[DATA EXCERPT]
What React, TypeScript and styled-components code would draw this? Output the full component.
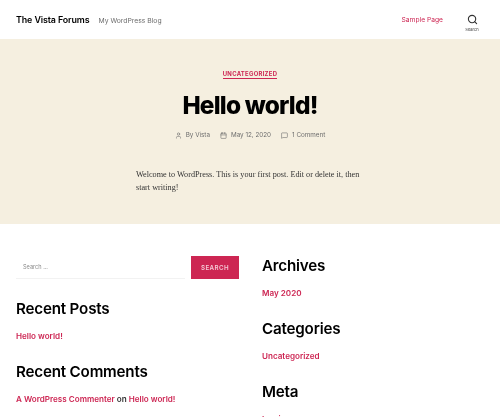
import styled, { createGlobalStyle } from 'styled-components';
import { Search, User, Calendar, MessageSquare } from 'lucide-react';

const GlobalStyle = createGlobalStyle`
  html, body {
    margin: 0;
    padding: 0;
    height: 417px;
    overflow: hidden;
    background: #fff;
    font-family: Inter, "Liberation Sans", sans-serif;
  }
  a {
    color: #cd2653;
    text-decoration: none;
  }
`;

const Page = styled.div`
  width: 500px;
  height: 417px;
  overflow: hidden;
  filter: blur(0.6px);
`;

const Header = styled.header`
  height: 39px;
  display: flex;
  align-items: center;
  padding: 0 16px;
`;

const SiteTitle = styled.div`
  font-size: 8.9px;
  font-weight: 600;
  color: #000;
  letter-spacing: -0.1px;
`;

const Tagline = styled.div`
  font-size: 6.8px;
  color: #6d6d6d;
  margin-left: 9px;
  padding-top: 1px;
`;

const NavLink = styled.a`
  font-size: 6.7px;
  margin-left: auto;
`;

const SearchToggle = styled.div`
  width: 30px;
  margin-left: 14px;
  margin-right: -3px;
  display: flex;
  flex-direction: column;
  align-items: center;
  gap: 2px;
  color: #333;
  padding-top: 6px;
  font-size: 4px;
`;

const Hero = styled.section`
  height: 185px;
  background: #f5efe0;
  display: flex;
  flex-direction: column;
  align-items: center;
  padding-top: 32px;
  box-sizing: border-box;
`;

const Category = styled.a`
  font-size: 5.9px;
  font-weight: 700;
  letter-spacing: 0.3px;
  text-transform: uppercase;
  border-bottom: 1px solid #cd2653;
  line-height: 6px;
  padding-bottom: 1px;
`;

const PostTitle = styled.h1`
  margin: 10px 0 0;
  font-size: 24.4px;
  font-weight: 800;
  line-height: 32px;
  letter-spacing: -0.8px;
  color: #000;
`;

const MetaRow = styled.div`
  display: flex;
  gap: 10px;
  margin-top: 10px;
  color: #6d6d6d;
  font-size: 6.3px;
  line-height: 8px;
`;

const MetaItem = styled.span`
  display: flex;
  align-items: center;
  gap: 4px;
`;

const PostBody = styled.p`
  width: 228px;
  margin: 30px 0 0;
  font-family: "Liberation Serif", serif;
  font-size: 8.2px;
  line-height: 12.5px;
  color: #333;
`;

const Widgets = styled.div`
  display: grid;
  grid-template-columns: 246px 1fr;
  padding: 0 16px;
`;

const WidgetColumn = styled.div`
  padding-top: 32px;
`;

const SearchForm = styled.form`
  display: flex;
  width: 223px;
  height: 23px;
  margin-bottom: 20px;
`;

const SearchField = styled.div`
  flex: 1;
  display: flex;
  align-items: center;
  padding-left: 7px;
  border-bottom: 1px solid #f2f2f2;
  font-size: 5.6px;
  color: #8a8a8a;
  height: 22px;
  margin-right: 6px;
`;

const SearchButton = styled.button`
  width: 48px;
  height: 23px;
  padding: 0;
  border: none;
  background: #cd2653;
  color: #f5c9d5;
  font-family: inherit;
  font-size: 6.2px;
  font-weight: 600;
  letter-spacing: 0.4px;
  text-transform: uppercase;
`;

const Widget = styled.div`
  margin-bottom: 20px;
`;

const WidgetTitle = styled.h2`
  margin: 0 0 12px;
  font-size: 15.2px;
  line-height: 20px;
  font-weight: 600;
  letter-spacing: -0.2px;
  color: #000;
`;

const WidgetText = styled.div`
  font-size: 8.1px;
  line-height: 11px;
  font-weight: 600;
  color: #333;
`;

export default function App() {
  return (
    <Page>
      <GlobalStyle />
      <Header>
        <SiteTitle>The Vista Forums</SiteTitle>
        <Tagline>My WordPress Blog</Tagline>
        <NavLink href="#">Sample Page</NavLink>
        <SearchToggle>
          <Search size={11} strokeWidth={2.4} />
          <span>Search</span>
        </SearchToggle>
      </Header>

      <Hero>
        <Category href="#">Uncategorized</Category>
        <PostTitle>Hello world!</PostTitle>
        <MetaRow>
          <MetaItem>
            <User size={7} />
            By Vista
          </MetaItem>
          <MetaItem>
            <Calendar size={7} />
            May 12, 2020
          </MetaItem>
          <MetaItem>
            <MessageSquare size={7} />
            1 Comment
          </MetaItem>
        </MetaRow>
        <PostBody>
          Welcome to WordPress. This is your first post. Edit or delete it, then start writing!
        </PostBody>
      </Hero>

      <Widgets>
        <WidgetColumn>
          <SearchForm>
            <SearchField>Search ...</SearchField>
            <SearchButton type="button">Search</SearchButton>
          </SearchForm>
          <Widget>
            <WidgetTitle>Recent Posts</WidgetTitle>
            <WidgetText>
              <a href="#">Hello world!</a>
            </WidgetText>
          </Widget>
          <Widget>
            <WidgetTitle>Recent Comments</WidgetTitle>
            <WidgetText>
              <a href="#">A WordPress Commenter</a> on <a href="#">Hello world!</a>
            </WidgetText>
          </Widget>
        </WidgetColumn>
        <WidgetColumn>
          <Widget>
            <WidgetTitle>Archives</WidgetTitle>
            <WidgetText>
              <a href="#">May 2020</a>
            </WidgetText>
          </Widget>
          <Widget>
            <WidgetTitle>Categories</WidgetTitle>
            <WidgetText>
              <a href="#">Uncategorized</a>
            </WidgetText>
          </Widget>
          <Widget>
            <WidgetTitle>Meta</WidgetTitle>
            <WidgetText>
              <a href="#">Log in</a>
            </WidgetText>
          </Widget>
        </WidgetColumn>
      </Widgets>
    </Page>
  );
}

[YOUR GOAL]
From the data, pick out every line that includes "components".

[EXERCISE ANSWER]
What React, TypeScript and styled-components code would draw this? Output the full component.
import styled, { createGlobalStyle } from 'styled-components';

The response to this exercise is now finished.